E da determinismo rozzo: Putin non poteva non fare quel che ha fatto, se noi rispondiamo aiutando gli ucraini non potrà che alzare la posta. Un determinismo a cui si dovrebbe rispondere: se Putin non poteva non fare quel che ha fatto, se non poteva fare altrimenti, neppure noi lo possiamo.
Quindi, perché ci consigli di fare altrimenti? È inevitabile. Ci sarà la terza guerra mondiale. Smettiamo di parlare. Cerchiamoci un bunker.
Bisogno di sicurezze
Questa reazione è comprensibile: gli esseri umani hanno bisogno di sicurezze, e si accontentano di essere sicuri anche di quel che si rivelerà falso.
Ma è una reazione errata perché, nonostante le apparenze, è contraria al metodo scientifico, sia nelle scienze naturali sia in quelle sociali. Da almeno un paio di secoli gli scienziati sanno e ci dicono che i loro sforzi non producono leggi ferree o fatti inoppugnabili, ma generalizzazioni probabili e tendenze, e che ci possono essere eccezioni.
E ci dicono pure che i risultati della scienza sono il punto di partenza, non l’unica base necessaria delle decisioni politiche. Lo scienziato (naturale e sociale) può dire che cosa è più probabile. Ma è il politico democratico, e i suoi elettori, che debbono scegliere quali rischi correre.
Un altro errore è pensare che qualsiasi decisione etico-politica non possa che essere arbitraria, sentimentale, non discutibile.
E quest’idea che le deliberazioni etiche o politiche siano in fondo solo espressione di umori irrazionali o prese di posizioni arbitrarie è anche la molla che porta a rincorrere descrizioni suppostamente scientifiche ed eticamente neutrali.
Interpellare l’esperto, in sé, non è sbagliato, quando si sia di fronte a questioni specialistiche (come il cambiamento climatico o l’efficacia dei vaccini), questioni che richiedono conoscenze che vanno al di là di quelle del comune cittadino.
E si può anche sostenere che fidarsi del giudizio degli esperti, senza interrogarsi ulteriormente, sia giustificato e legittimo in certi casi: uno degli errori della pandemia era cercare di sostituire il nostro giudizio a quello dei medici.

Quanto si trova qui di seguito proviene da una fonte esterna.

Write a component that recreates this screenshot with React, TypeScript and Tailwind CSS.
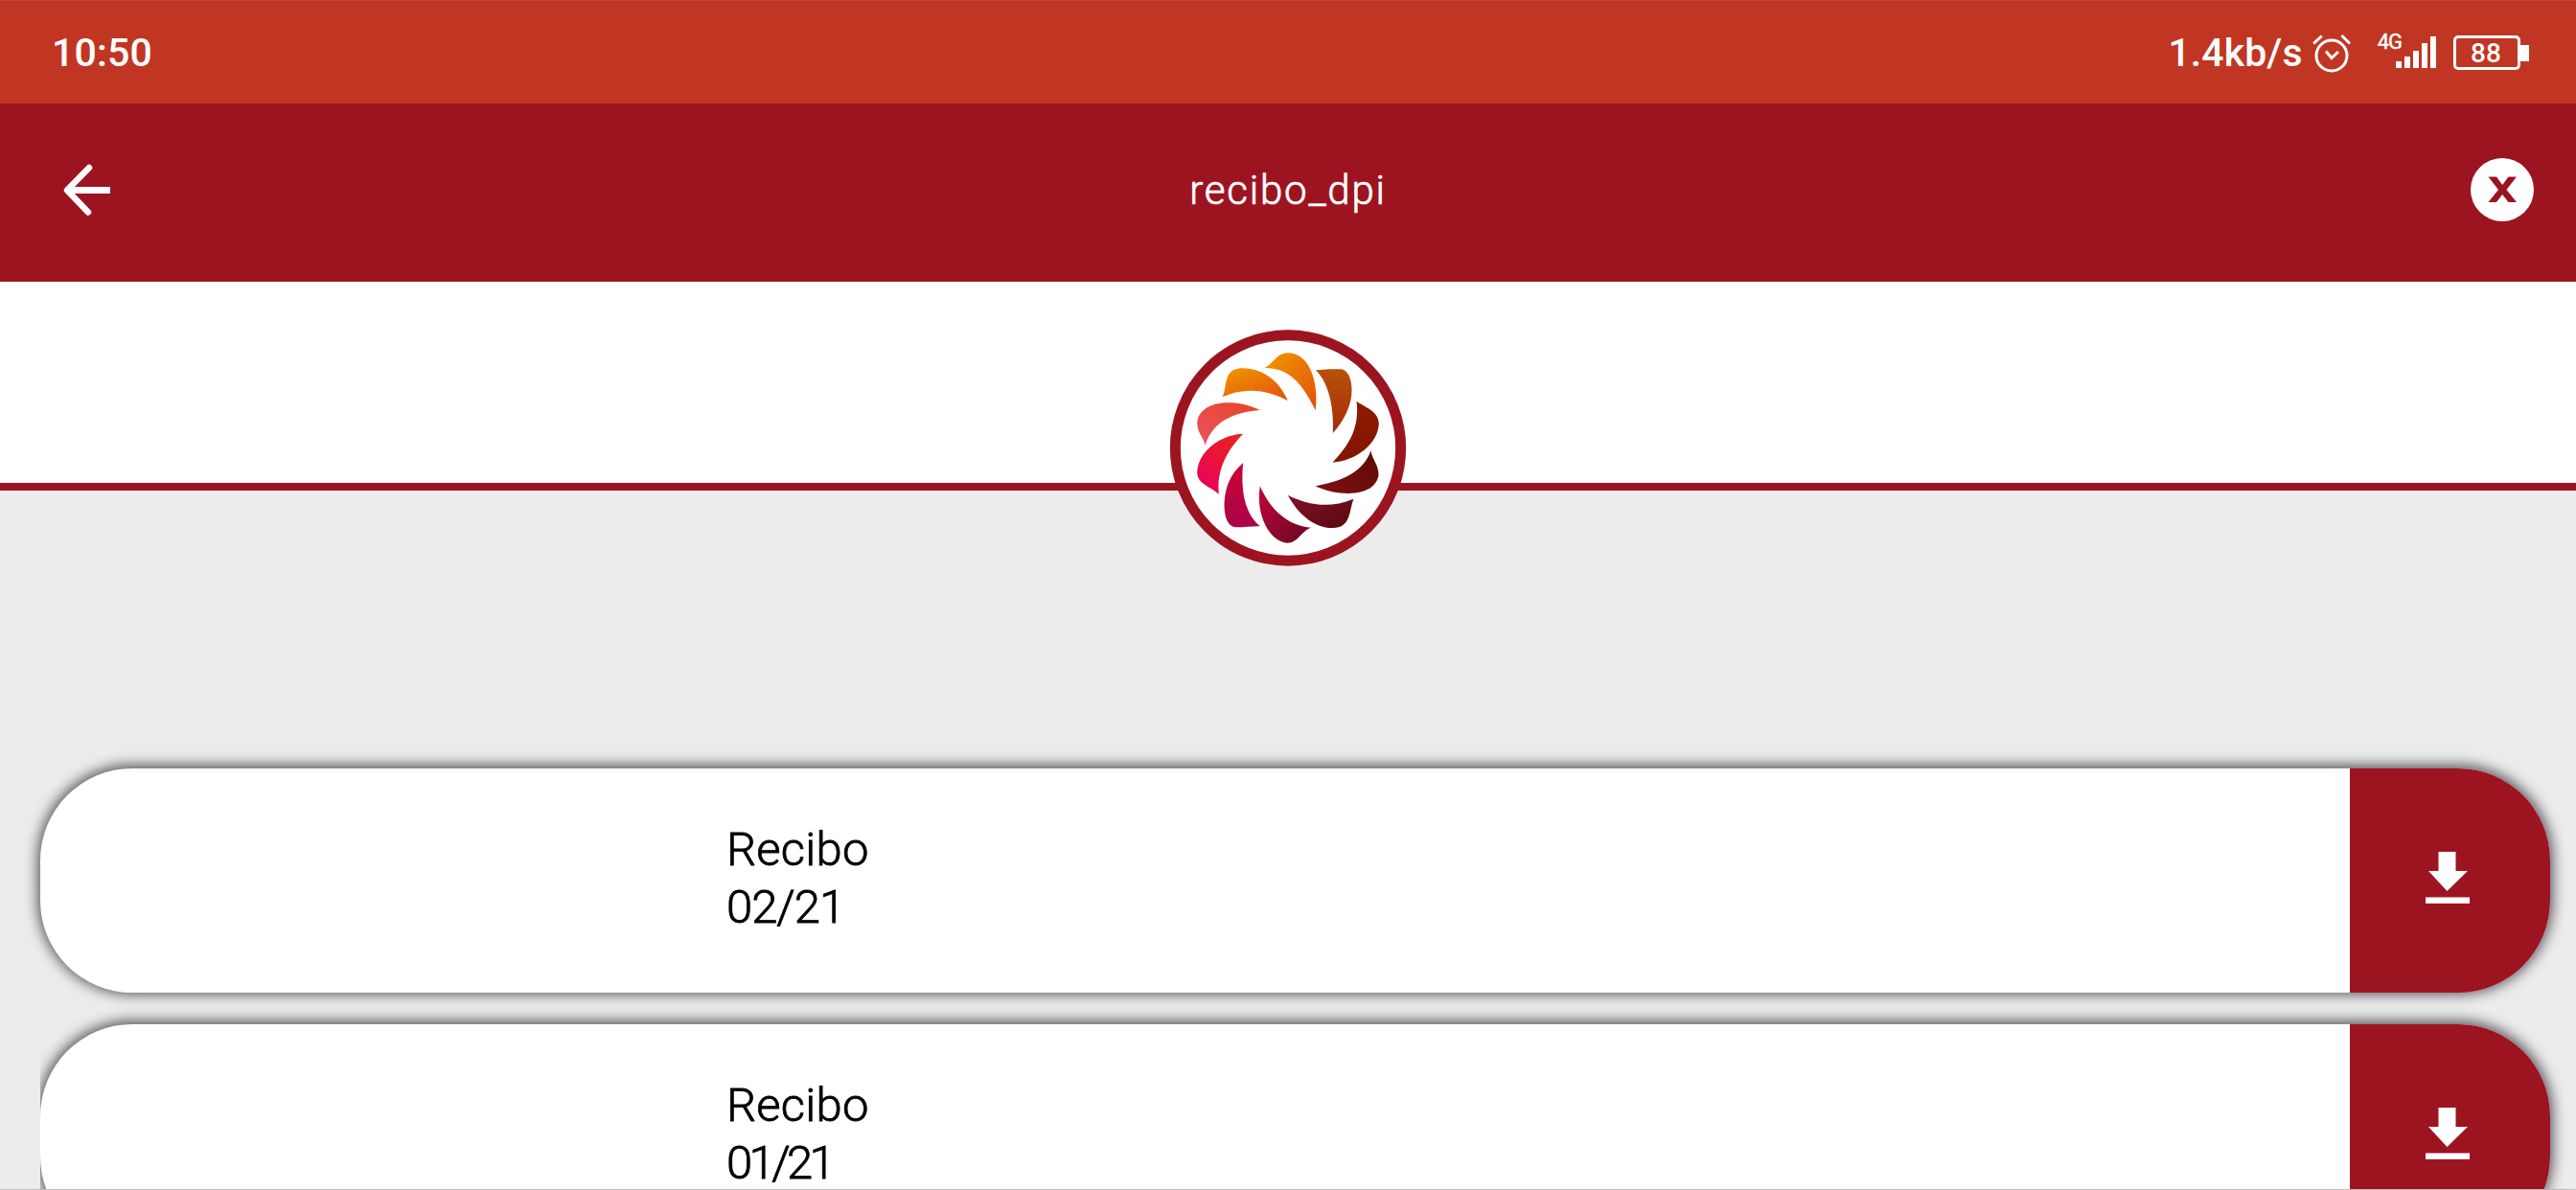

Ed è ovvio che mettere sullo stesso piano uno studioso di storia ucraina o di relazioni internazionali, un sociologo del terrorismo e un fisico teorico quando si parla del conflitto è un’operazione metodologicamente impropria.
Ma bisognerebbe anche evitare che ogni scelta politica ed etica diventi un’interrogazione dei vati (con un inconscio rimpianto delle omelie dei preti e del segretario che dava la linea) e assumersi invece le responsabilità proprie della cittadinanza.
Per decidere se crediamo che l’autodeterminazione dei popoli sia un valore da tutelare e se riteniamo che il nostro Paese dovrebbe difendere questo valore non dobbiamo consultare esperti. Dobbiamo riflettere e pensare, discutendo da pari a pari con i nostri concittadini e con i nostri rappresentanti.
Dovremmo evitare, insomma, due atteggiamenti opposti ed egualmente errati: pendere dalle labbra dell’esperto o perdere tempo a indagare la credibilità di chiunque si autoproclami tale. In entrambi i casi, stiamo abdicando ai nostri doveri di cittadini democratici.